Within a few weeks he was riding on his own two wheels, and within a few years was racing the world tour.

“It’s like I came to a place where I belong,” he tells Dateline. “For me, there is nothing else that I want to do.”

He lost his mum when he was eight and his father when he was thirteen, and was brought up by his aunt, Nomfundo Nonjojo, in a poor township.

“A lot of children in the community now cherish this desire to be like him,” she says.

Songezo has gone on to race with the team around the world, including in the acclaimed Milan San Remo race in Italy.

“You get to travel all over the world, you meet people, you learn more about other people’s cultures,” he says. “It’s like a university of life.”

Adrien Niyonshuti is the youngest of nine children, but six of his brothers were killed in the 1994 Rwandan genocide. He only survived by hiding between two mattresses.

So joining the African cycling team has been more than just a personal achievement for him.

“We need to be united and focus more on the future instead of dwelling on what happened in the past,” he says. “We are one as Rwandans.”

After a period of ill health, he returned triumphantly to racing in the Tour du Rwanda in front of very proud mum, Athanasia Mukarugwiza.

“I kept wondering how this small boy managed to attract the attention of the world,” she says smiling.

The Qhubeka team also has a charity side, as part of World Bicycle Relief. Bikes are handed out to help improve life in local communities.

“We are leveraging the success of our professional team to generate funds to buy bicycles for communities across Africa,” Doug Ryder says.

“For them to realise their dreams, be it to get from here to school, or to become the next future Tour de France champion.”

Daniel Teklehaimanot from Eritrea is among the team members who have made it to this year’s Tour – he’s already claimed the King of the Mountains prize in stage six.

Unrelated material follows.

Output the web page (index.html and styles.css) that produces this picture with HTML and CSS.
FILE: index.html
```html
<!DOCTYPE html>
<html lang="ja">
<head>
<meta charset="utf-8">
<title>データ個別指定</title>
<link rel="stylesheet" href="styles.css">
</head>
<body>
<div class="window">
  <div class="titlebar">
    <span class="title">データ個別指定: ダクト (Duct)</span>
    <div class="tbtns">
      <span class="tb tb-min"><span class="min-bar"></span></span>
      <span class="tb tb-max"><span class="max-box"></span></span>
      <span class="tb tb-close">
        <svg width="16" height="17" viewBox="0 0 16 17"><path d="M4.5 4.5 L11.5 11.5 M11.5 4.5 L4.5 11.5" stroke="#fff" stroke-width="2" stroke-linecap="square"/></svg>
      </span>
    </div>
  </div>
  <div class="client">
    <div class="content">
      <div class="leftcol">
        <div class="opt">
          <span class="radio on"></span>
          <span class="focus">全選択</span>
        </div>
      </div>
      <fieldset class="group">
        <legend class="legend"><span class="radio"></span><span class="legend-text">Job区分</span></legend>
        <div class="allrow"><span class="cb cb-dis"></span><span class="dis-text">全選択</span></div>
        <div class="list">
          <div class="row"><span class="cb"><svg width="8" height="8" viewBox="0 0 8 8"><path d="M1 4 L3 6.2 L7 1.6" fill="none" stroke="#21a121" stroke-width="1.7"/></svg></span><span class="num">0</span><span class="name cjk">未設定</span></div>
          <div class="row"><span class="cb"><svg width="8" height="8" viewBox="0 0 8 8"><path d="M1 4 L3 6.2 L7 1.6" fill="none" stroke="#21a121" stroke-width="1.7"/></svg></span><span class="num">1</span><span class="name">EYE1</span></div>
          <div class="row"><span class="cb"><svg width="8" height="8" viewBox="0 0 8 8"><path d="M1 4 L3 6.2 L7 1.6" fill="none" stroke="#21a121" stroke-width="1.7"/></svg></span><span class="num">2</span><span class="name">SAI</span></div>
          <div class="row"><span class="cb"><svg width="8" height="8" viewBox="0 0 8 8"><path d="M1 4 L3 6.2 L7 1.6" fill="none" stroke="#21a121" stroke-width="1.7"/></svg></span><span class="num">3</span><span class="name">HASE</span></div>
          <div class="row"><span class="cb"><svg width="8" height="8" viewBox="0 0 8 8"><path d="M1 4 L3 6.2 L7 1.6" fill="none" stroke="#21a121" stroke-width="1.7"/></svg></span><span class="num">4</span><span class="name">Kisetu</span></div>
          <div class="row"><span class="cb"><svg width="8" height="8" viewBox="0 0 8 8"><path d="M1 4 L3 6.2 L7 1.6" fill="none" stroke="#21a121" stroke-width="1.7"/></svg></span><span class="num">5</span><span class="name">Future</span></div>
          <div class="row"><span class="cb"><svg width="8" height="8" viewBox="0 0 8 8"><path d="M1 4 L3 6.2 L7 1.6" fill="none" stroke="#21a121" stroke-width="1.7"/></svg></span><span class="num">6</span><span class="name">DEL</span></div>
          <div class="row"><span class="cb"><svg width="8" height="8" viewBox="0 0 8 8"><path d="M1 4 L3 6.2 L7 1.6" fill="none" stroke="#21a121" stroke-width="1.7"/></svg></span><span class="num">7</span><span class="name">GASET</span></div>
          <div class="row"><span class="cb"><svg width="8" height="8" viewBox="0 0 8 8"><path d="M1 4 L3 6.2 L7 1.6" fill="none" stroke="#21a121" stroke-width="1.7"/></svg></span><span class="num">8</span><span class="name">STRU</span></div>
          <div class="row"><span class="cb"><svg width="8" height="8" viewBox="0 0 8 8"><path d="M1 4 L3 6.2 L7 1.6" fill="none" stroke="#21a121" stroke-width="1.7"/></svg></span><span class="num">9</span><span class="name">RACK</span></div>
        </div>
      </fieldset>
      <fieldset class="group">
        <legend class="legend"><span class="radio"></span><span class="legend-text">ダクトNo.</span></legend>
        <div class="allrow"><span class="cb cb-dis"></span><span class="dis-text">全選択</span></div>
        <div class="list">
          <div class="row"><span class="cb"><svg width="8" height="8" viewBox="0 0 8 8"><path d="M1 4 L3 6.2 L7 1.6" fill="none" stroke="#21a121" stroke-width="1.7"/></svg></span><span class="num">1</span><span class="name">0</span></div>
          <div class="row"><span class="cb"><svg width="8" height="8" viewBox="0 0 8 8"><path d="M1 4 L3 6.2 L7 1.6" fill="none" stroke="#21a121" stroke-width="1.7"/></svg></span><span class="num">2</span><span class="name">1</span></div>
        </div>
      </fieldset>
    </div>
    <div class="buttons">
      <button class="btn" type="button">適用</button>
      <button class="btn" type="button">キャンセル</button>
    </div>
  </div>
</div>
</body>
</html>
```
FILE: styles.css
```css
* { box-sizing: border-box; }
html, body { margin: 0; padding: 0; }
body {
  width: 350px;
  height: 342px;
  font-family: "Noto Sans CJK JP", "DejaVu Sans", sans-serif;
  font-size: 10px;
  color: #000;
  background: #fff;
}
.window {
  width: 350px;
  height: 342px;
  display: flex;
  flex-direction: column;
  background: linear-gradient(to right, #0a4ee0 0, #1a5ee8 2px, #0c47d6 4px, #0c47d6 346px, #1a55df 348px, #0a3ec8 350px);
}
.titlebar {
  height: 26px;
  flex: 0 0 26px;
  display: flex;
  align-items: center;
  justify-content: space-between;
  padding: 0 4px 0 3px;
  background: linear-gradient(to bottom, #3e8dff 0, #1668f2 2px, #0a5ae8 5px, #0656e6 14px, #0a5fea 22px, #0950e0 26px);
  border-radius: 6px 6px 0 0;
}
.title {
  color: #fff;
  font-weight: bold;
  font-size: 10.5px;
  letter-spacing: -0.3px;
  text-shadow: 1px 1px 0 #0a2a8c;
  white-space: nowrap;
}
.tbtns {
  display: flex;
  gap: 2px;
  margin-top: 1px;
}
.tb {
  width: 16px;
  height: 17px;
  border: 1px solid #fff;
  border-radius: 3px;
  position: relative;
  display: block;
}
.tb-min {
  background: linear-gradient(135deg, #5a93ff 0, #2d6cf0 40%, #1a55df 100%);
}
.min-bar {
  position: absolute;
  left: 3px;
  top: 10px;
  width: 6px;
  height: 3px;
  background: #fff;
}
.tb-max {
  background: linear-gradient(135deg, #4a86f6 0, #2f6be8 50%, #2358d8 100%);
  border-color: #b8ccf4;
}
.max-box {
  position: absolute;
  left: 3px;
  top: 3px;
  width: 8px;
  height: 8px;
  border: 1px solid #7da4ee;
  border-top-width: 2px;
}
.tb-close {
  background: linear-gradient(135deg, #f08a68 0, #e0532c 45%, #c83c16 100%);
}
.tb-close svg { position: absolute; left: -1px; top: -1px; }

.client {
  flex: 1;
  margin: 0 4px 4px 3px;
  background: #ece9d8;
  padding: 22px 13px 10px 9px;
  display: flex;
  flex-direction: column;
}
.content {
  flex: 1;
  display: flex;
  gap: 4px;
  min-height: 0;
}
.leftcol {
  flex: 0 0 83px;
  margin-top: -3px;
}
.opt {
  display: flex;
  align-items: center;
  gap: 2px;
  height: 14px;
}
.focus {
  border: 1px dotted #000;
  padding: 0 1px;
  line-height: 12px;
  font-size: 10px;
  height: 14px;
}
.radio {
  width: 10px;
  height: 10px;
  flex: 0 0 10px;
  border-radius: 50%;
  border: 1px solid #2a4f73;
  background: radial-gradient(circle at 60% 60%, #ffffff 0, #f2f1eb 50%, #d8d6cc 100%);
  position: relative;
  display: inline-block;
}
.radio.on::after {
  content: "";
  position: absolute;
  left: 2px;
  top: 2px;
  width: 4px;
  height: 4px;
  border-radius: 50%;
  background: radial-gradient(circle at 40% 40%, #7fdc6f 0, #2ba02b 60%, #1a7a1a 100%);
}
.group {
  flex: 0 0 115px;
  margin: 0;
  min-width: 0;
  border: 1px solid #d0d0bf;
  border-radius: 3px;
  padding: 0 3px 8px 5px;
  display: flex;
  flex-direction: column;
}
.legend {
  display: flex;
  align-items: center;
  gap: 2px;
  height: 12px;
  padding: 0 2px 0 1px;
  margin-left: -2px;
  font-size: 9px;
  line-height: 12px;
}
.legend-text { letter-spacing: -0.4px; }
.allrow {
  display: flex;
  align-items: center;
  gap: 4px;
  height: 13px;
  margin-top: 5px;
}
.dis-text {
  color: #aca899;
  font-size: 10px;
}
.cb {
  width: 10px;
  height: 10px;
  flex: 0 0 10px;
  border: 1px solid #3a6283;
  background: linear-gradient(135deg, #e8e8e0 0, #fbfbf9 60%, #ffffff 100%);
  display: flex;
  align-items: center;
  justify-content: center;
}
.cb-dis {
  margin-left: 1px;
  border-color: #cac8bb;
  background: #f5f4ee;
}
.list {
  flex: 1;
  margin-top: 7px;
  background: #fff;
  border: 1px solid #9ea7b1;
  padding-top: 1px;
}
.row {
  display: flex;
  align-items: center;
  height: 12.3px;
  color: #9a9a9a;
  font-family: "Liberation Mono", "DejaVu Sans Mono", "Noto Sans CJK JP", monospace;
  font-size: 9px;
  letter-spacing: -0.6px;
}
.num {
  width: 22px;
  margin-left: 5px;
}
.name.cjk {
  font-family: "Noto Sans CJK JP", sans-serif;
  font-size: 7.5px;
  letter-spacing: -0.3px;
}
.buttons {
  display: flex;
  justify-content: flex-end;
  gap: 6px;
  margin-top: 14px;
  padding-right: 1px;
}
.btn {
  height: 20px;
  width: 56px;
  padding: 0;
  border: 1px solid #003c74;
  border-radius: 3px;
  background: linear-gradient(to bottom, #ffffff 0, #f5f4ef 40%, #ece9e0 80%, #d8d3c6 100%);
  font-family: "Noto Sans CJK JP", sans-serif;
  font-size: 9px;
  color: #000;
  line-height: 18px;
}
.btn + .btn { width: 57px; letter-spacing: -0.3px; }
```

“I had dreamed of being a cyclist since I was a child,” he says. “My dream grew and I became more confident that one day I would be part of the Tour de France.”

Daniel rode for Australia’s Orica GreenEDGE team in 2012 and 2013, but difficulties getting an Australian visa prompted him to return to his home continent and team.

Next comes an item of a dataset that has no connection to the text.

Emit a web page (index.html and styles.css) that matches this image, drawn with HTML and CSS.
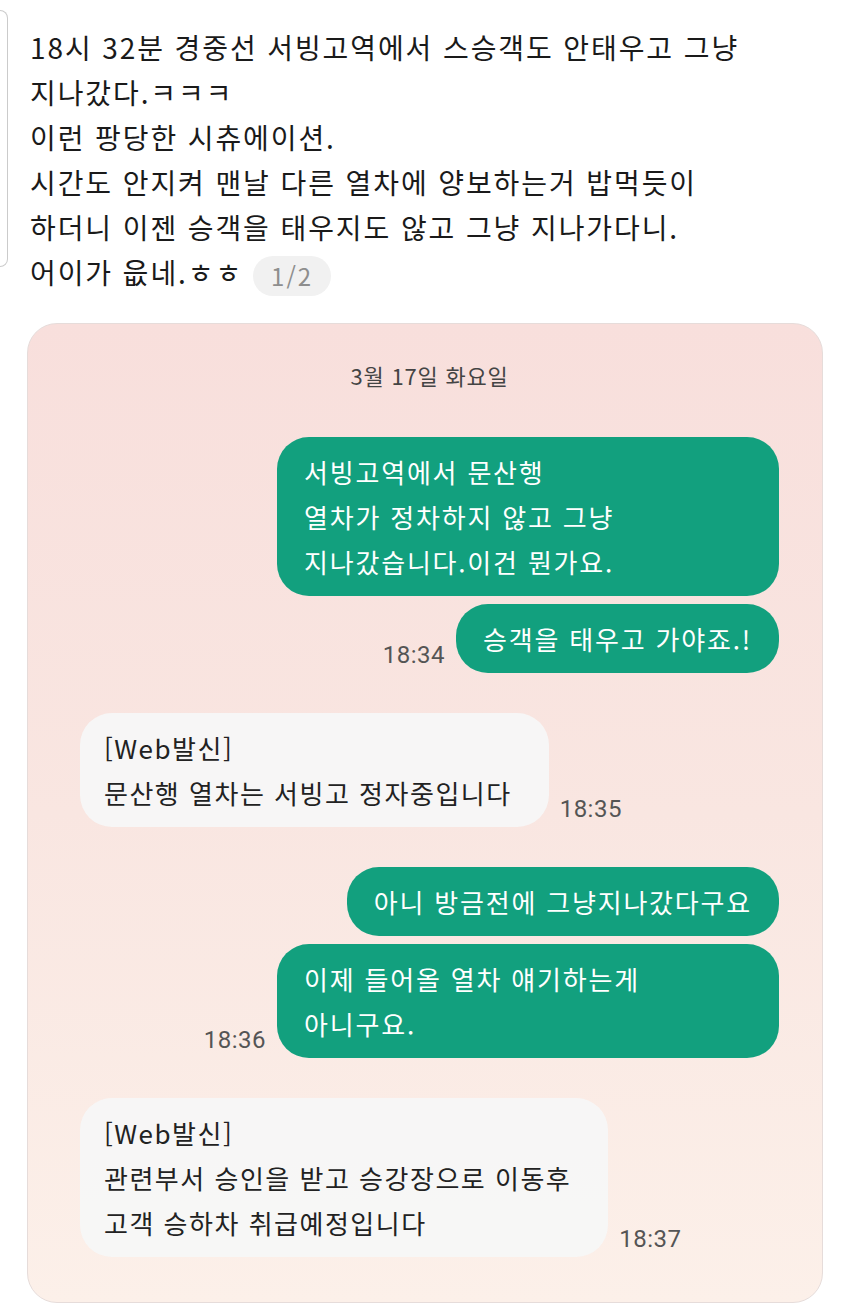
FILE: index.html
```html
<!DOCTYPE html>
<html lang="ko">
<head>
  <meta charset="UTF-8" />
  <title>경중선 서빙고역</title>
  <meta name="viewport" content="width=device-width, initial-scale=1.0"/>
  <link rel="stylesheet" href="styles.css">
</head>
<body>

<div class="post">
  <div class="prev-edge"></div>
  <div class="post-text">
    18시 32분 경중선 서빙고역에서 스승객도 안태우고 그냥<br>
    지나갔다.ㅋㅋㅋ<br>
    이런 팡당한 시츄에이션.<br>
    시간도 안지켜 맨날 다른 열차에 양보하는거 밥먹듯이<br>
    하더니 이젠 승객을 태우지도 않고 그냥 지나가다니.<br>
    어이가 읎네.ㅎㅎ<span class="pager">1/2</span>
  </div>
</div>

<div class="chat">
  <div class="date">3월 17일 화요일</div>

  <div class="row out">
    <div class="bubble sent wide">서빙고역에서 문산행<br>열차가 정차하지 않고 그냥<br>지나갔습니다.이건 뭔가요.</div>
  </div>
  <div class="row out close">
    <span class="time">18:34</span>
    <div class="bubble sent">승객을 태우고 가야죠.!</div>
  </div>

  <div class="row">
    <div class="bubble recv">[Web발신]<br>문산행 열차는 서빙고 정자중입니다</div>
    <span class="time">18:35</span>
  </div>

  <div class="row out">
    <div class="bubble sent">아니 방금전에 그냥지나갔다구요</div>
  </div>
  <div class="row out close">
    <span class="time">18:36</span>
    <div class="bubble sent wide">이제 들어올 열차 얘기하는게<br>아니구요.</div>
  </div>

  <div class="row">
    <div class="bubble recv">[Web발신]<br>관련부서 승인을 받고 승강장으로 이동후<br>고객 승하차 취급예정입니다</div>
    <span class="time">18:37</span>
  </div>
</div>

</body>
</html>
```

FILE: styles.css
```css
body { margin: 0; background: #fff; font-family: "Noto Sans CJK KR", "Noto Sans", sans-serif; color: #1a1a1a; }

.post { display: flex; align-items: flex-start; }
.prev-edge { width: 7px; height: 255px; margin-top: 10px; border: 1.5px solid #cbcbcb; border-left: none; border-radius: 0 9px 9px 0; }
.post-text { margin-left: 22px; padding-top: 25px; font-size: 28px; line-height: 45px; letter-spacing: 1.9px; }
.pager { display: inline-block; margin-left: 10px; padding: 0 18px; line-height: 40px; border-radius: 20px; background: #f1f1f1; color: #8e8e8e; font-size: 24px; letter-spacing: 2px; vertical-align: middle; }

.chat { margin: 27px 0 0 27px; width: 796px; box-sizing: border-box; padding: 36px 43px 45px 52px; border: 1px solid #e6dcda; border-radius: 30px; background: linear-gradient(to bottom, #f8dfdc 0%, #f9e6e1 50%, #fcf0e9 100%); }
.date { text-align: center; font-size: 22px; line-height: 30px; color: #444; letter-spacing: 0.8px; margin-bottom: 47px; }

.row { display: flex; align-items: flex-end; gap: 11px; margin-top: 40px; }
.date + .row { margin-top: 0; }
.row.out { justify-content: flex-end; }
.row.close { margin-top: 8px; }

.bubble { padding: 12px 27px; font-size: 26px; line-height: 45px; border-radius: 32px; }
.bubble.sent { background: #12a07e; color: #fff; letter-spacing: 1.8px; }
.bubble.wide { width: 502px; box-sizing: border-box; }
.bubble.recv { background: rgba(247, 247, 247, 0.95); color: #222; letter-spacing: 1.5px; padding: 12px 37px 12px 24px; }

.time { font-family: Roboto, "Noto Sans", sans-serif; font-size: 24px; letter-spacing: 0.5px; color: #555; padding-bottom: 4px; }
```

“MTN-Qhubeka is really good because it is from home, they can understand and they can help us,” he says.

Daniel now has a huge following in Eritrea and beyond.

“I’m sure Daniel is certainly paving the way for other riders… people who are watching him on television,” says SBS Tour de France presenter Mike Tomalaris.

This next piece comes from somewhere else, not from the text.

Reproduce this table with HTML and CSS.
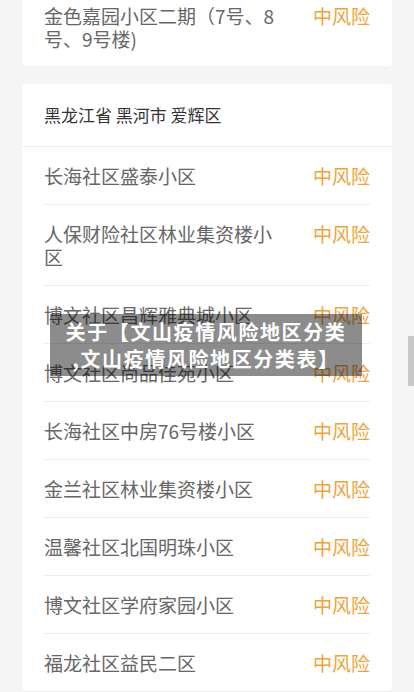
FILE: index.html
```html
<!DOCTYPE html>
<html lang="zh-CN">
<head>
    <meta charset="UTF-8">
    <meta name="viewport" content="width=device-width, initial-scale=1.0">
    <title>文山疫情风险地区分类表</title>
    <link rel="stylesheet" href="styles.css">
</head>
<body>
    <div class="page">
        <div class="card card-first">
            <div class="row">
                <span class="name">金色嘉园小区二期（7号、8号、9号楼)</span>
                <span class="risk">中风险</span>
            </div>
        </div>

        <div class="card">
            <div class="card-head">黑龙江省 黑河市 爱辉区</div>
            <div class="rows">
                <div class="row"><span class="name">长海社区盛泰小区</span><span class="risk">中风险</span></div>
                <div class="row"><span class="name">人保财险社区林业集资楼小区</span><span class="risk">中风险</span></div>
                <div class="row"><span class="name">博文社区昌辉雅典城小区</span><span class="risk">中风险</span></div>
                <div class="row"><span class="name">博文社区尚品佳苑小区</span><span class="risk">中风险</span></div>
                <div class="row"><span class="name">长海社区中房76号楼小区</span><span class="risk">中风险</span></div>
                <div class="row"><span class="name">金兰社区林业集资楼小区</span><span class="risk">中风险</span></div>
                <div class="row"><span class="name">温馨社区北国明珠小区</span><span class="risk">中风险</span></div>
                <div class="row"><span class="name">博文社区学府家园小区</span><span class="risk">中风险</span></div>
                <div class="row"><span class="name">福龙社区益民二区</span><span class="risk">中风险</span></div>
            </div>
        </div>
    </div>

    <!-- title banner floating over the list -->
    <div class="banner">关于【文山疫情风险地区分类<br>,文山疫情风险地区分类表】</div>
    <div class="scroll-thumb"></div>
</body>
</html>
```

FILE: styles.css
```css
:root {
    --bg-color: #f5f5f5;
    --card-bg: #ffffff;
    --text-color: #333;
    --name-color: #666;
    --risk-color: #f0a33a;
    --line-color: #eeeeee;
}

body {
    margin: 0;
    background-color: var(--bg-color);
    font-family: "Noto Sans CJK SC", "Noto Sans", sans-serif;
    color: var(--text-color);
    overflow: hidden;
    height: 692px;
}

.page {
    padding: 0 22px;
}

.card {
    background-color: var(--card-bg);
    border-radius: 4px;
    box-shadow: 0 1px 3px rgba(0, 0, 0, 0.03);
    margin-bottom: 18px;
}

.card-first {
    margin-top: -13px; /* page is scrolled down a little */
}

.card-head {
    height: 62px;
    line-height: 62px;
    padding: 0 22px;
    font-size: 17px;
    border-bottom: 1px solid var(--line-color);
}

.rows {
    padding: 0 22px;
}

.row {
    display: flex;
    justify-content: space-between;
    align-items: flex-start;
    padding: 17px 0;
    font-size: 19px;
    line-height: 23px;
    border-bottom: 1px solid var(--line-color);
}

.row:last-child,
.card-first .row {
    border-bottom: none;
}

.card-first .row {
    padding: 17px 22px 16px;
}

.name {
    width: 240px;
    color: var(--name-color);
}

.risk {
    color: var(--risk-color);
    white-space: nowrap;
}

.banner {
    position: absolute;
    left: 50px;
    top: 314px;
    width: 312px;
    height: 62px;
    box-sizing: border-box;
    padding: 4px 0;
    background-color: rgba(0, 0, 0, 0.45);
    color: #fff;
    font-weight: bold;
    font-size: 20px;
    letter-spacing: 1.6px;
    line-height: 27px;
    text-align: center;
}

.scroll-thumb {
    position: absolute;
    right: 0;
    top: 336px;
    width: 6px;
    height: 50px;
    background-color: #c8c8c8;
}
```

“Young teenagers turning to their mothers and fathers and saying mum, dad, I want to be like Daniel when I grow up, I want to ride a bike.”

See Dateline's story at the top of the page.

The Tour de France on SBS

Follow the whole Tour de France on SBS, including full coverage of the African team's progress:

Mandela Day stage victory for MTN-Qhubeka’s Cummings
Steve Cummings punched his way up the Côte de la Croix Neuve to snatch a historic win on the 14th stage of the Tour de France.
SBS Tour de France
The official home of the Tour de France 2015 in Australia, SBS brings you the best live coverage, news, features, videos and highlights.
Tan Lines: An Impossible Dream...
While its main attractions has failed to deliver, its lesser known riders have become shining stars. Welcome to MTN-Qhubeka, writes Anthony Tan.
Teklehaimanot’s polka dot jersey an historic moment for Africa
Daniel Teklehaimanot climbed his way into history books on Stage 6 as he became the first African rider to wear the Polka Dot jersey for the best climber at the Tour de France.


See more about the Tour and sport in Africa from the Dateline archives:

Behind the Tour
Dateline gets special behind the scenes access to the Tour de France to meet the characters that keep the show on the road.
Rwanda's Warm Welcome
Away from the London hype, Dateline has an uplifting story of a town's welcome for the Rwandan Olympic team.

Related Links


  • Cameras: Andrew King/Willie Owuso/Francesco Manetti/Greg Shaw
  • Editors: David Potts/Simon Phegan/Ryan Walsh


Tour de France is not an event you hear much about in the daily life of Africa. The sport is expensive, bikes few and far between. It is a challenge to fix an inner tube, let alone buy cycling lycra.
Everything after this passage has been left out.